→ SHORT TASK
Tally each line where the word "this" occurs, then give only the total.

→ EXERCISE INPUT
:::::

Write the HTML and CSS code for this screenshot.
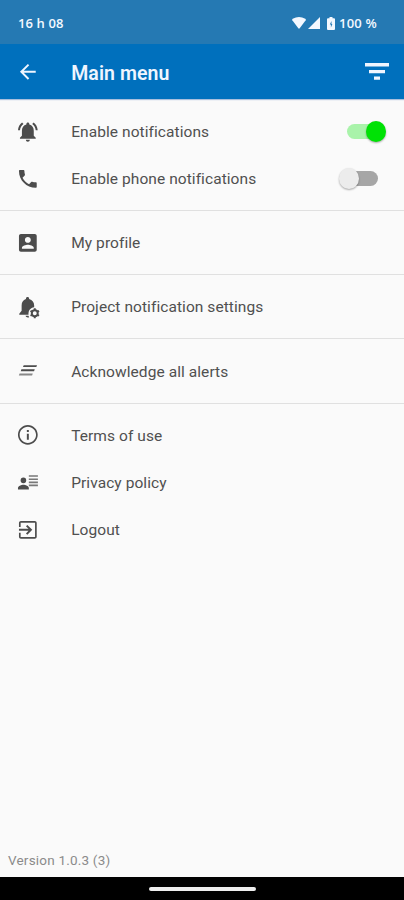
FILE: index.html
```html
<!DOCTYPE html>
<html lang="en">
<head>
<meta charset="utf-8">
<title>Main menu</title>
<link rel="stylesheet" href="styles.css">
</head>
<body>
<div class="screen">
  <div class="status">
    <span class="clock">16 h 08</span>
    <svg class="wifi" viewBox="0 0 14 12"><path d="M.3 3.300Q-.3 2.400.7 1.700Q7-1.500 13.300 1.700Q14.300 2.400 13.700 3.300L7.700 11.300Q7 12 6.300 11.300Z"/></svg>
    <svg class="signal" viewBox="0 0 12 12"><path d="M12 0V12H0Z"/></svg>
    <svg class="battery" viewBox="0 0 8 13"><path d="M2.500 0h3v1.300H7q1 0 1 1V12q0 1-1 1H1q-1 0-1-1V2.300q0-1 1-1h1.500z"/><path class="bolt" d="M4.500 4 2.800 7.600h1.100v2.800L5.400 6.900H4.500z"/></svg>
    <span class="level">100 %</span>
  </div>
  <header class="appbar">
    <svg class="icon" viewBox="0 0 24 24"><path d="M20 11H7.830l5.590-5.590L12 4l-8 8 8 8 1.410-1.410L7.830 13H20v-2z"/></svg>
    <h1>Main menu</h1>
    <svg class="filter" viewBox="0 0 24 17"><path d="M0 0H24V3.400H0zM4 7H20V10.200H4zM9 13.600H15V16.800H9z"/></svg>
  </header>
  <main>
    <section class="group">
      <div class="row">
        <svg class="icon" viewBox="0 0 24 24"><path d="M7.580 4.080 6.150 2.650C3.750 4.480 2.170 7.300 2.030 10.500h2c.15-2.650 1.510-4.970 3.550-6.420zM19.970 10.500h2c-.15-3.200-1.730-6.020-4.120-7.850l-1.420 1.430c2.020 1.450 3.390 3.770 3.540 6.420zM18 11c0-3.070-1.640-5.640-4.500-6.320V4c0-.83-.67-1.500-1.500-1.500s-1.500.67-1.500 1.500v.68C7.630 5.360 6 7.920 6 11v5l-2 2v1h16v-1l-2-2v-5zM12 22c1.100 0 2-.9 2-2h-4c0 1.100.9 2 2 2z"/></svg>
        <span class="label">Enable notifications</span><span class="switch on"></span>
      </div>
      <div class="row">
        <svg class="icon" viewBox="0 0 24 24"><path d="M6.620 10.790c1.440 2.830 3.760 5.140 6.590 6.590l2.200-2.200c.27-.27.67-.36 1.020-.24 1.120.37 2.330.57 3.570.57.550 0 1 .45 1 1V20c0 .55-.45 1-1 1C10.610 21 3 13.390 3 4c0-.55.45-1 1-1h3.500c.55 0 1 .45 1 1 0 1.250.2 2.450.57 3.570.11.35.03.74-.25 1.020l-2.200 2.200z"/></svg>
        <span class="label">Enable phone notifications</span><span class="switch"></span>
      </div>
    </section>
    <section class="group">
      <div class="row">
        <svg class="icon" viewBox="0 0 24 24"><path fill-rule="evenodd" d="M3 5v14c0 1.100.89 2 2 2h14c1.100 0 2-.9 2-2V5c0-1.100-.9-2-2-2H5c-1.110 0-2 .9-2 2zm12 4c0 1.660-1.340 3-3 3s-3-1.340-3-3 1.340-3 3-3 3 1.340 3 3zm-9 8c0-2 4-3.100 6-3.100s6 1.100 6 3.100v1H6v-1z"/></svg>
        <span class="label">My profile</span>
      </div>
    </section>
    <section class="group">
      <div class="row">
        <svg class="icon" viewBox="0 0 24 24"><path d="M11.700 2c-1 0-1.600.7-1.600 1.600v.5C7.100 5 5.700 7.600 5.700 10.600V16L3.300 19v1H12.700c-.3-4.300 2-7.200 5.700-7.600v-1.800c0-3-1.700-5.600-5.100-6.500v-.5c0-.9-.6-1.600-1.600-1.600zM9.700 21h2.900l.7 1.500c-1.700.6-3.300 0-3.600-1.500z"/><circle class="gear" cx="19" cy="18.500" r="3"/><path class="teeth" d="M19 13.500v2m0 6v2M14.700 16l1.700 1m5.200 3 1.700 1M14.700 21l1.700-1m5.200-3 1.700-1"/></svg>
        <span class="label">Project notification settings</span>
      </div>
    </section>
    <section class="group">
      <div class="row">
        <svg class="icon" viewBox="0 0 24 24"><path d="M7.800 6.300H21.300L20.600 8.200H7.100zM5.500 10.500H19L18.300 12.400H4.800z"/><path class="faded" d="M3.600 14.700H17L16.300 16.700H2.900z"/></svg>
        <span class="label">Acknowledge all alerts</span>
      </div>
    </section>
    <section class="group">
      <div class="row">
        <svg class="icon" viewBox="0 0 24 24"><path d="M11 7h2v2h-2zm0 4h2v6h-2zm1-9C6.480 2 2 6.480 2 12s4.480 10 10 10 10-4.480 10-10S17.520 2 12 2zm0 18.300c-4.600 0-8.300-3.700-8.300-8.300s3.700-8.300 8.300-8.300 8.300 3.700 8.300 8.300-3.700 8.300-8.300 8.300z"/></svg>
        <span class="label">Terms of use</span>
      </div>
      <div class="row">
        <svg class="icon" viewBox="0 0 24 24"><circle cx="7.500" cy="9.500" r="2.800"/><path d="M2 18.800v-1.500c0-2 3.500-3.300 5.500-3.300s5.500 1.300 5.500 3.300v1.500z"/><path class="lines" d="M13 4.300h9.200v1.600H13zM13 7.500h9.200v1.600H13zM13 10.700h9.200v1.600H13zM13 13.800h9.200v1.600H13z"/></svg>
        <span class="label">Privacy policy</span>
      </div>
      <div class="row">
        <svg class="icon" viewBox="0 0 24 24"><path d="M10.090 15.590 11.500 17l5-5-5-5-1.410 1.410L12.670 11H3v2h9.670l-2.580 2.590zM19 3H5c-1.110 0-2 .9-2 2v4h1.700V4.700H19.300V19.300H4.700V15H3v4c0 1.100.89 2 2 2h14c1.100 0 2-.9 2-2V5c0-1.100-.9-2-2-2z"/></svg>
        <span class="label">Logout</span>
      </div>
    </section>
  </main>
  <footer class="version">Version 1.0.3 (3)</footer>
  <div class="navbar"><span class="handle"></span></div>
</div>
</body>
</html>
```
FILE: styles.css
```css
* { box-sizing: border-box; }
body { margin: 0; font-family: Roboto, sans-serif; }
.screen { width: 404px; height: 900px; display: flex; flex-direction: column; background: #fafafa; overflow: hidden; }
svg { display: block; flex: none; fill: currentColor; overflow: visible; }
.status { height: 44px; flex: none; display: flex; align-items: center; padding: 2px 27px 0 18px; background: #2579b3; color: #f4f8ff; font: 600 13px "Open Sans", sans-serif; }
.clock { flex: 1; letter-spacing: .1px; }
.wifi { width: 14px; height: 12px; margin-right: 2px; }
.signal { width: 12px; height: 12px; margin-right: 7px; }
.battery { width: 8px; height: 13px; margin-right: 4px; }
.level { letter-spacing: .2px; }
.bolt { fill: #2579b3; }
.appbar { height: 55px; flex: none; display: flex; align-items: center; padding: 2px 15px 0 16px; background: #0070bd; color: #eff5ff; box-shadow: 0 1px 1px #a9bfdd; position: relative; }
.icon { width: 23.7px; height: 23.7px; color: #4c4c4c; }
.appbar .icon { color: inherit; margin-top: -2px; }
h1 { flex: 1; margin: 2px 0 0 31.500px; font-size: 19.500px; font-weight: 600; line-height: 24px; letter-spacing: .08px; }
.filter { width: 24px; height: 17px; margin-top: -2px; }
main { flex: 1; padding-top: 1px; }
.group { padding: 8px 0; border-bottom: 1.500px solid #e0e0e0; height: 64.200px; }
.group:first-child { height: 111px; }
.group:last-child { height: auto; border: 0; }
.row { height: 47.300px; display: flex; align-items: center; padding: 0 18px 0 16px; }
.label { flex: 1; margin-left: 31.500px; padding-top: 1px; font-size: 15.500px; letter-spacing: .07px; color: #505050; }
.switch { width: 32px; height: 15px; margin-right: 8px; border-radius: 8px; background: #a6a6a6; position: relative; }
.switch::before { content: ""; position: absolute; left: -7px; top: -3px; width: 20px; height: 21px; border-radius: 50%; background: #ececec; box-shadow: 0 1px 2px #0005; }
.switch.on { margin-right: 7px; background: #a9f3aa; }
.switch.on::before { left: 19px; background: #00e205; }
.gear { fill: none; stroke: currentColor; stroke-width: 2; }
.teeth { stroke: currentColor; stroke-width: 2; }
.faded { opacity: .65; }
.lines { opacity: .75; }
.version { padding: 0 8px 8px; font-size: 13.500px; line-height: 18px; letter-spacing: .2px; color: #8b8b8b; }
.navbar { height: 23px; flex: none; display: flex; justify-content: center; padding-top: 10px; background: #000; }
.handle { width: 107px; height: 4px; border-radius: 2px; background: #eee; }
```
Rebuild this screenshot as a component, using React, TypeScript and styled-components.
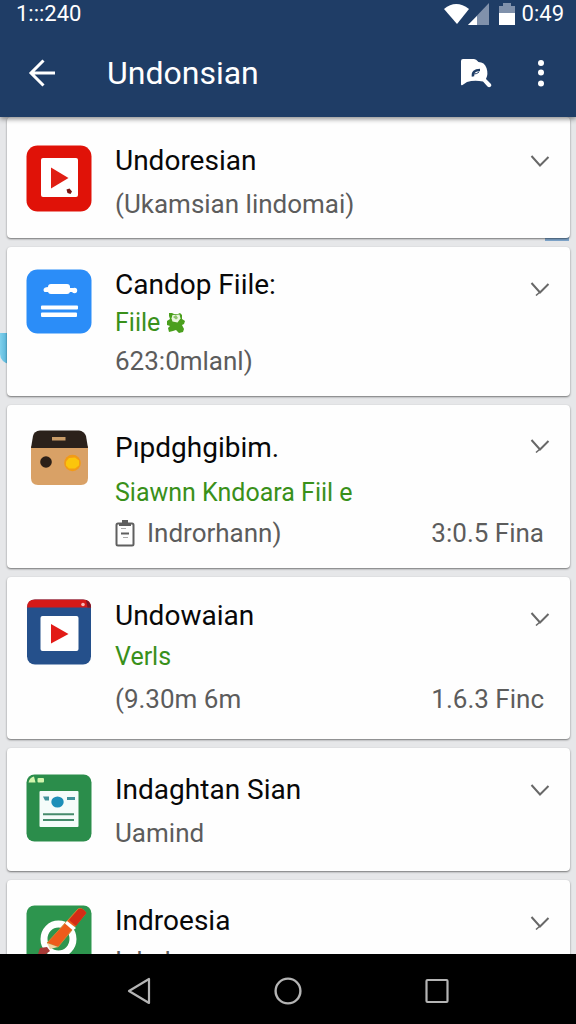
import React from 'react';
import styled, { createGlobalStyle } from 'styled-components';

const GlobalStyle = createGlobalStyle`
  *, *::before, *::after { box-sizing: border-box; }
  body { margin: 0; font-family: Roboto, "Liberation Sans", sans-serif; background: #e6e7e9; }
  h1, h2, p, ul { margin: 0; padding: 0; font-weight: 400; }
  button { border: 0; padding: 0; background: none; color: inherit; font: inherit; cursor: pointer; }
  svg { display: block; }
`;

const Screen = styled.div`
  display: flex;
  flex-direction: column;
  height: 100vh;
`;

const Header = styled.header`
  position: relative;
  z-index: 1;
  flex: none;
  color: #fff;
  background: #1f3d66;
  box-shadow: 0 2px 5px rgba(0, 0, 0, 0.45);
`;

const StatusBar = styled.div`
  display: flex;
  align-items: center;
  justify-content: space-between;
  height: 28px;
  padding: 0 12px 0 16px;
  font-size: 22px;
  line-height: 28px;
`;

const StatusIcons = styled.div`
  display: flex;
  align-items: center;
`;

const Clock = styled.span`
  margin-left: 6px;
`;

const Toolbar = styled.div`
  display: flex;
  align-items: center;
  height: 89px;
  padding: 0 13px 0 20px;
`;

const ToolButton = styled.button`
  display: flex;
  align-items: center;
  justify-content: center;
  flex: none;
  width: 44px;
  height: 44px;
`;

const Title = styled.h1`
  flex: 1;
  padding-left: 43px;
  font-size: 32px;
  line-height: 40px;
`;

const Actions = styled.div`
  display: flex;
  gap: 21px;
`;

const List = styled.ul`
  position: relative;
  flex: 1;
  min-height: 0;
  display: flex;
  flex-direction: column;
  gap: 9px;
  padding: 0 6px 0 7px;
  overflow: hidden;
  list-style: none;
  background: #e6e7e9;
`;

const Peek = styled.li<{ $edge: 'left' | 'right' }>`
  position: absolute;
  ${({ $edge }) =>
    $edge === 'left'
      ? 'left: 0; top: 216px; width: 12px; height: 31px; background: linear-gradient(90deg, #7fd0ec, #3fa3cc); border-radius: 0 0 0 10px;'
      : 'right: 7px; top: 118px; width: 24px; height: 6px; background: #7fa6cc;'}
`;

const Card = styled.li<{ $top: number; $bottom: number }>`
  position: relative;
  display: flex;
  flex: none;
  padding: ${({ $top, $bottom }) => `${$top}px 8px ${$bottom}px 19px`};
  background: #fefefe;
  border-radius: 4px;
  box-shadow: 0 1px 2px rgba(0, 0, 0, 0.5);
`;

const AppIcon = styled.div<{ $top: number }>`
  flex: none;
  width: 66px;
  height: 68px;
  margin: ${({ $top }) => $top}px 23px -10px 0;
`;

const Body = styled.div`
  flex: 1;
  min-width: 0;
  white-space: nowrap;
`;

const Name = styled.h2<{ $lead: number }>`
  color: #080808;
  font-size: 28px;
  line-height: ${({ $lead }) => $lead}px;
`;

const Line = styled.p<{ $line: number; $green?: boolean }>`
  display: flex;
  align-items: center;
  gap: ${({ $green }) => ($green ? 6 : 12)}px;
  color: ${({ $green }) => ($green ? '#39901a' : '#5c5c5c')};
  font-size: ${({ $green }) => ($green ? 25 : 26)}px;
  line-height: ${({ $line }) => $line}px;
`;

const Side = styled.div`
  display: flex;
  flex-direction: column;
  align-items: flex-end;
  justify-content: space-between;
`;

const Meta = styled.p<{ $line: number }>`
  padding-right: 18px;
  color: #5c5c5c;
  font-size: 26px;
  line-height: ${({ $line }) => $line}px;
`;

const NavBar = styled.nav`
  display: flex;
  flex: none;
  height: 70px;
  padding: 4px 65px 0;
  background: #000;
`;

const NavButton = styled.button`
  display: flex;
  flex: 1;
  align-items: center;
  justify-content: center;
`;

const Chevron = ({ tick }: { tick?: boolean }) => (
  <svg width="20" height="16" viewBox="0 0 20 16" fill="none" stroke="#686868" strokeWidth="2">
    <path d="M1.500 3 10 12.500 18.500 4" />
    {tick && <path d="m10 12-4 3.500" strokeWidth="1.500" />}
  </svg>
);

const RedPlayer = () => (
  <svg width="66" height="68" viewBox="0 0 66 68">
    <rect x="0.500" y="0.500" width="65" height="66" rx="11" fill="#e01208" />
    <rect x="15" y="13" width="37" height="39" rx="2" fill="#fff" />
    <path d="M25 22.500v21L42.500 33z" fill="#e01f14" />
    <path d="m40.500 44.500 3-1 2.500 3-1.500 2.500-3-1z" fill="#7a1410" />
  </svg>
);

const BlueDocument = () => (
  <svg width="66" height="68" viewBox="0 0 66 68">
    <rect x="0.500" y="0.500" width="65" height="64" rx="11" fill="#2b8df8" />
    <rect x="22" y="15" width="22" height="10" rx="3" fill="#fff" />
    <path d="M17.500 21q0-3 5-3v5h-4q-1-1-1-2z" fill="#fff" />
    <circle cx="48.500" cy="21.500" r="2.700" fill="#fff" />
    <path d="M43 19h4v4h-4z" fill="#fff" />
    <rect x="15" y="36.500" width="37" height="4" rx="1" fill="#fff" />
    <rect x="15" y="43.500" width="36" height="4.500" rx="1" fill="#fff" />
  </svg>
);

const TanBox = () => (
  <svg width="66" height="68" viewBox="0 0 66 68">
    <path d="M5 16h57v32q0 7-7 7H12q-7 0-7-7z" fill="#d9a166" />
    <path d="M5 18 7 6q1-5 7-5.500h39q5 0.500 7 5.500l2 12z" fill="#2b211b" />
    <rect x="26" y="7" width="13.500" height="3.500" fill="#c99c68" />
    <circle cx="20" cy="32" r="5.800" fill="#2c2018" />
    <circle cx="46.500" cy="33" r="8.300" fill="#f29b17" />
    <path d="m43 28 6-.5 4 3v5l-4 3h-6l-3-3v-4z" fill="#fbc50c" />
  </svg>
);

const BluePlayer = () => (
  <svg width="66" height="68" viewBox="0 0 66 68">
    <rect x="1" y="0.500" width="64" height="65" rx="8" fill="#25508b" />
    <path d="M1 8.500q0-8 8-8h48q8 0 8 8z" fill="#d51a18" />
    <path d="M60 1q5 2 5 7.500h-3.500z" fill="#7b1726" />
    <circle cx="57" cy="5.500" r="1.800" fill="#f6b7b4" />
    <rect x="14.500" y="17" width="38" height="35" rx="2" fill="#fff" />
    <path d="M25 25v19.500L42.500 35z" fill="#e21b17" />
  </svg>
);

const GreenForm = () => (
  <svg width="66" height="68" viewBox="0 0 66 68">
    <rect x="0.500" y="0.500" width="65" height="67" rx="8" fill="#2b8d4b" />
    <path d="M2.500 8.500q1-5 5.500-6l1.500 6z" fill="#d3f5ae" />
    <rect x="11.500" y="4" width="6.500" height="4.500" rx="1" fill="#d3f5ae" />
    <rect x="13.500" y="17" width="39" height="36" rx="1" fill="#f5fcfa" />
    <path d="M17 22.500h6v4h-4zM41 23h8v3h-8z" fill="#42929a" />
    <ellipse cx="31.500" cy="28" rx="6.200" ry="5.600" fill="#1d8fb8" />
    <path d="M17 40.300h31M17 46h31" stroke="#468b6c" strokeWidth="2" />
  </svg>
);

const GreenMarker = () => (
  <svg width="66" height="68" viewBox="0 0 66 68">
    <rect x="0.500" y="0.500" width="65" height="67" rx="8" fill="#2d954e" />
    <ellipse cx="32.500" cy="34" rx="14.500" ry="15" fill="none" stroke="#fff" strokeWidth="7" />
    <path d="m14 43 7-1 3 4-8 6-4-3z" fill="#a63a36" />
    <path d="m21 38 31-34q4-2 8 4L32 42z" fill="#ee5b1b" stroke="#c98a32" strokeWidth="1" />
    <path d="m43 15 9.500-11q4-2 8 4L50 21z" fill="#d32c16" />
    <path d="m41 16 9 7-3 2.500-8-7z" fill="#fff" />
    <path d="m21 38 11 4-8 2z" fill="#f3d3a2" />
  </svg>
);

const Bug = () => (
  <svg width="20" height="22" viewBox="0 0 20 22">
    <path
      d="M3 1h3l2 1h4l2-1 2 2v4l3 2-1 3-2 1 2 4-1 3-4 1-3-3-3 1-4 1-1-4 2-2-3-1V9l3-2-1-3z"
      fill="#4a9f1d"
    />
    <path d="m6.500 3 7-.5 1 4-3 4-5-1-1-3z" fill="#eaf5df" />
    <path d="m7 5 3-2 2 3-2 1.500z" fill="#8fc36c" />
  </svg>
);

const Clipboard = () => (
  <svg width="20" height="28" viewBox="0 0 20 28" fill="none" stroke="#5f5f5f">
    <rect x="1.500" y="4.500" width="17" height="22" rx="1.500" strokeWidth="2" />
    <path d="M4 5.500h12M7 2.500h6" strokeWidth="3" />
    <path d="M6 14.500h8" strokeWidth="2" />
    <path d="M8 18.500h5M6 9.500h5" strokeWidth="1" stroke="#aaa" />
  </svg>
);

interface Entry {
  name: string;
  icon: React.ReactNode;
  iconTop: number;
  top: number;
  bottom: number;
  lead: number;
  line: number;
  green?: string;
  badge?: React.ReactNode;
  detail: string;
  detailIcon?: React.ReactNode;
  meta?: string;
  tick?: boolean;
}

const entries: Entry[] = [
  { name: 'Undoresian', icon: <RedPlayer />, iconTop: 6, top: 22, bottom: 13, lead: 44, line: 42, detail: '(Ukamsian lindomai)' },
  { name: 'Candop Fiile:', icon: <BlueDocument />, iconTop: 3, top: 19, bottom: 16, lead: 38, line: 38, green: 'Fiile', badge: <Bug />, detail: '623:0mlanl)', tick: true },
  { name: 'Pıpdghgibim.', icon: <TanBox />, iconTop: 7, top: 18, bottom: 15, lead: 50, line: 40, green: 'Siawnn Kndoara Fiil e', detail: 'Indrorhann)', detailIcon: <Clipboard />, meta: '3:0.5 Fina', tick: true },
  { name: 'Undowaian', icon: <BluePlayer />, iconTop: 3, top: 19, bottom: 19, lead: 40, line: 42, green: 'Verls', detail: '(9.30m 6m', meta: '1.6.3 Finc', tick: true },
  { name: 'Indaghtan Sian', icon: <GreenForm />, iconTop: 6, top: 20, bottom: 17, lead: 44, line: 42, detail: 'Uamind' },
  { name: 'Indroesia', icon: <GreenMarker />, iconTop: 5, top: 20, bottom: 17, lead: 42, line: 38, detail: 'Inkol', tick: true },
];

export default function App() {
  return (
    <Screen>
      <GlobalStyle />
      <Header>
        <StatusBar>
          <span>1:::240</span>
          <StatusIcons>
            <svg width="72" height="24" viewBox="0 0 72 24">
              <path d="M0 7Q12-3 25 7L13 22z" fill="#fff" />
              <path d="M45 1v22H24z" fill="#8091ab" />
              <path d="M33 14v9h-9z" fill="#fff" />
              <path d="M55 4h4V1h8v3h4v8H55z" fill="#8091ab" />
              <path d="M55 11h16v12H55z" fill="#fff" />
            </svg>
            <Clock>0:49</Clock>
          </StatusIcons>
        </StatusBar>
        <Toolbar>
          <ToolButton aria-label="Back">
            <svg width="28" height="28" viewBox="0 0 28 28" fill="none" stroke="#fff" strokeWidth="3">
              <path d="M27 14H3M15.500 1.500 3 14l12.500 12.500" />
            </svg>
          </ToolButton>
          <Title>Undonsian</Title>
          <Actions>
            <ToolButton aria-label="Search">
              <svg width="32" height="30" viewBox="0 0 32 30">
                <path
                  d="M1 3q0-2 2-2h11q2 0 4.500 3 6 0 8 6 2 6-.5 11l5 5q1 1.500-.5 2.700-1.500 1-3-.2L23 23.500q-9-1.500-16 .5l-4.500 3Q1 28 1 26z"
                  fill="#fff"
                />
                <path d="M13 18.500q-1-6.500 7-6.500" fill="none" stroke="#1f3d66" strokeWidth="2.500" />
                <path d="M14 16q3 0 5-2" fill="none" stroke="#1f3d66" strokeWidth="1" />
              </svg>
            </ToolButton>
            <ToolButton aria-label="More options">
              <svg width="8" height="28" viewBox="0 0 8 28" fill="#fff">
                <circle cx="4" cy="4" r="3" />
                <circle cx="4" cy="13.500" r="3" />
                <circle cx="4" cy="24.500" r="3" />
              </svg>
            </ToolButton>
          </Actions>
        </Toolbar>
      </Header>
      <List>
        <Peek aria-hidden="true" $edge="left" />
        <Peek aria-hidden="true" $edge="right" />
        {entries.map((e) => (
          <Card key={e.name} $top={e.top} $bottom={e.bottom}>
            <AppIcon $top={e.iconTop}>{e.icon}</AppIcon>
            <Body>
              <Name $lead={e.lead}>{e.name}</Name>
              {e.green && (
                <Line $line={e.line} $green>
                  {e.green}
                  {e.badge}
                </Line>
              )}
              <Line $line={e.line}>
                {e.detailIcon}
                <span>{e.detail}</span>
              </Line>
            </Body>
            <Side>
              <ToolButton aria-label={`Expand ${e.name}`}>
                <Chevron tick={e.tick} />
              </ToolButton>
              {e.meta && <Meta $line={e.line}>{e.meta}</Meta>}
            </Side>
          </Card>
        ))}
      </List>
      <NavBar>
        <NavButton aria-label="Back">
          <svg width="24" height="28" viewBox="0 0 24 28" fill="none" stroke="#b4b4b4" strokeWidth="2.200" strokeLinejoin="round">
            <path d="M22 2v24L2 14z" />
          </svg>
        </NavButton>
        <NavButton aria-label="Home">
          <svg width="28" height="28" viewBox="0 0 28 28" fill="none" stroke="#b4b4b4" strokeWidth="2.400">
            <circle cx="14" cy="14" r="12.400" />
          </svg>
        </NavButton>
        <NavButton aria-label="Recent apps">
          <svg width="24" height="26" viewBox="0 0 24 26" fill="none" stroke="#b4b4b4" strokeWidth="2.200">
            <rect x="1.500" y="2" width="21" height="22" rx="1" />
          </svg>
        </NavButton>
      </NavBar>
    </Screen>
  );
}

:::::

→ SOLUTION TO THE PROBLEM
2